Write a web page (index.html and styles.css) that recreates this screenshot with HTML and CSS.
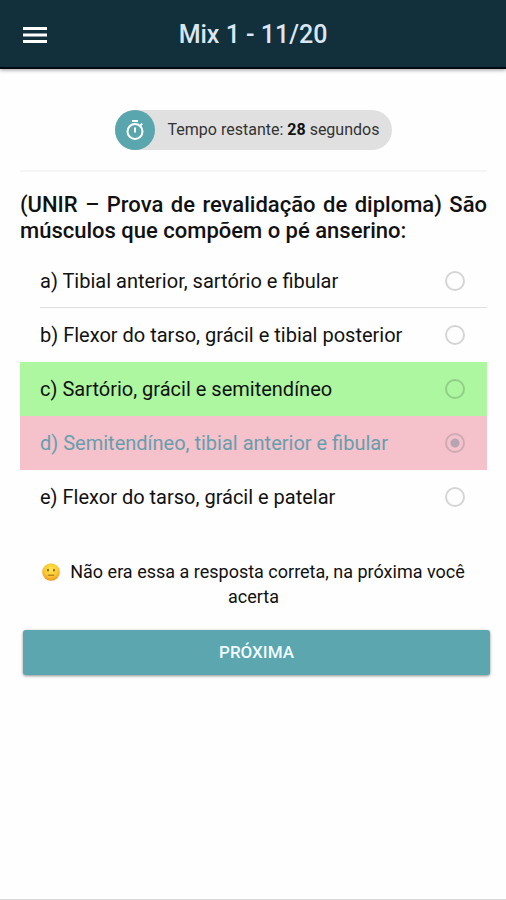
FILE: index.html
```html
<!DOCTYPE html>
<html lang="pt-BR">
<head>
<meta charset="utf-8">
<meta name="viewport" content="width=device-width, initial-scale=1">
<title>Mix 1 - 11/20</title>
<link rel="stylesheet" href="styles.css">
</head>
<body>
<header class="toolbar">
  <button class="menu" type="button" aria-label="Menu">
    <svg viewBox="0 0 24 18" width="24" height="18" aria-hidden="true">
      <path d="M0 2.5h24M0 9h24M0 15.5h24" stroke="#fff" stroke-width="3.2"/>
    </svg>
  </button>
  <h1 class="title">Mix 1 - 11/20</h1>
</header>
<main class="content">
  <div class="timer">
    <span class="timer-icon">
      <svg viewBox="0 0 24 24" width="24" height="24" fill="none" stroke="#fff" stroke-width="2" aria-hidden="true">
        <circle cx="12" cy="13.5" r="7.5"/>
        <path d="M9 3h6M12 9.5v5M17.6 7.2l1.6-1.6"/>
      </svg>
    </span>
    <span class="timer-text">Tempo restante: <b>28</b> segundos</span>
  </div>
  <form class="quiz">
    <fieldset class="options">
      <legend class="question">(UNIR – Prova de revalidação de diploma) São músculos que compõem o pé anserino:</legend>
      <label class="option"><span class="answer">a) Tibial anterior, sartório e fibular</span><input class="radio" type="radio" name="answer"></label>
      <label class="option"><span class="answer">b) Flexor do tarso, grácil e tibial posterior</span><input class="radio" type="radio" name="answer"></label>
      <label class="option right"><span class="answer">c) Sartório, grácil e semitendíneo</span><input class="radio" type="radio" name="answer"></label>
      <label class="option wrong"><span class="answer">d) Semitendíneo, tibial anterior e fibular</span><input class="radio" type="radio" name="answer" checked></label>
      <label class="option"><span class="answer">e) Flexor do tarso, grácil e patelar</span><input class="radio" type="radio" name="answer"></label>
    </fieldset>
    <p class="feedback"><svg class="face" viewBox="0 0 18 18" width="18" height="18" aria-hidden="true">
        <defs>
          <radialGradient id="skin" cx="50%" cy="35%" r="65%">
            <stop offset="0" stop-color="#ffe64d"/>
            <stop offset="0.6" stop-color="#fcc833"/>
            <stop offset="1" stop-color="#ee9420"/>
          </radialGradient>
        </defs>
        <circle cx="9" cy="9" r="8.8" fill="url(#skin)"/>
        <ellipse cx="6" cy="7.2" rx="0.9" ry="1.4" fill="#8a611c"/>
        <ellipse cx="12" cy="7.2" rx="0.9" ry="1.4" fill="#8a611c"/>
        <path d="M5.8 12.2h6.4" fill="none" stroke="#946a20" stroke-width="1"/>
      </svg>Não era essa a resposta correta, na próxima você acerta</p>
    <button class="next" type="button">PRÓXIMA</button>
  </form>
</main>
</body>
</html>
```

FILE: styles.css
```css
* {
  box-sizing: border-box;
}

body {
  display: flex;
  flex-direction: column;
  min-height: 100vh;
  margin: 0;
  border-bottom: 1px solid #d8d8d8;
  background: #fefefe;
  color: #111;
  font-family: Roboto, "Liberation Sans", sans-serif;
  font-size: 20px;
}

.toolbar {
  display: grid;
  grid-template-columns: 48px 1fr 48px;
  align-items: center;
  padding: 13px 12px 10px;
  border-bottom: 2px solid #020a10;
  background: #11303c;
  box-shadow: 0 1px 4px rgba(0, 0, 0, 0.4);
}

.menu {
  display: flex;
  padding: 12px 11px;
  border: 0;
  background: none;
}

.title {
  margin: 0;
  color: #dbe6f4;
  font-size: 25px;
  font-weight: 500;
  line-height: 44px;
  text-align: center;
}

.content {
  padding: 41px 19px 20px 20px;
}

.timer {
  display: flex;
  align-items: center;
  width: fit-content;
  margin: 0 auto;
  border-radius: 20px;
  background: #e0e0e0;
}

.timer-icon {
  display: flex;
  padding: 8px;
  border-radius: 50%;
  background: #59a6af;
}

.timer-text {
  padding: 0 13px 2px;
  color: #333;
  font-size: 16px;
}

.timer b {
  color: #111;
}

.quiz {
  margin-top: 20px;
  padding-top: 20px;
  border-top: 2px solid #f5f5f5;
}

.options {
  min-width: 0;
  margin: 0;
  padding: 0;
  border: 0;
}

.question {
  padding: 0 0 10px;
  font-size: 22px;
  font-weight: 500;
  line-height: 26px;
  text-align: justify;
}

.option {
  display: flex;
  align-items: center;
  padding-left: 20px;
}

.answer {
  flex: 1;
  line-height: 54px;
}

.radio {
  appearance: none;
  width: 20px;
  height: 20px;
  margin: 0 22px 0 0;
  border: 2px solid rgba(0, 0, 0, 0.16);
  border-radius: 50%;
}

.option:first-of-type {
  background: linear-gradient(#dedede, #dedede) 20px 100% / 100% 1px no-repeat;
}

.right {
  background: #adf7a0;
}

.wrong {
  background: #f5c1cb;
  color: #659fad;
}

.radio:checked {
  border-color: #ceabb5;
  background: radial-gradient(circle, #b6a4b0 0 4px, transparent 5px);
}

.feedback {
  margin: 35px 0 21px;
  padding: 0 10px;
  font-size: 18px;
  line-height: 25px;
  text-align: center;
}

.face {
  margin-right: 10px;
  vertical-align: -3px;
}

.next {
  display: block;
  width: 100%;
  margin-left: 3px;
  padding: 0;
  border: 0;
  border-radius: 3px;
  background: #5ba6af;
  box-shadow: 0 1px 3px rgba(0, 0, 0, 0.45);
  color: #f0fbff;
  font-family: inherit;
  font-size: 17px;
  font-weight: 500;
  line-height: 45px;
}
```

• **Stated problem**: Copy each line that holds the word "index".

• **Exercise output**:
Write a web page (index.html and styles.css) that recreates this screenshot with HTML and CSS.
FILE: index.html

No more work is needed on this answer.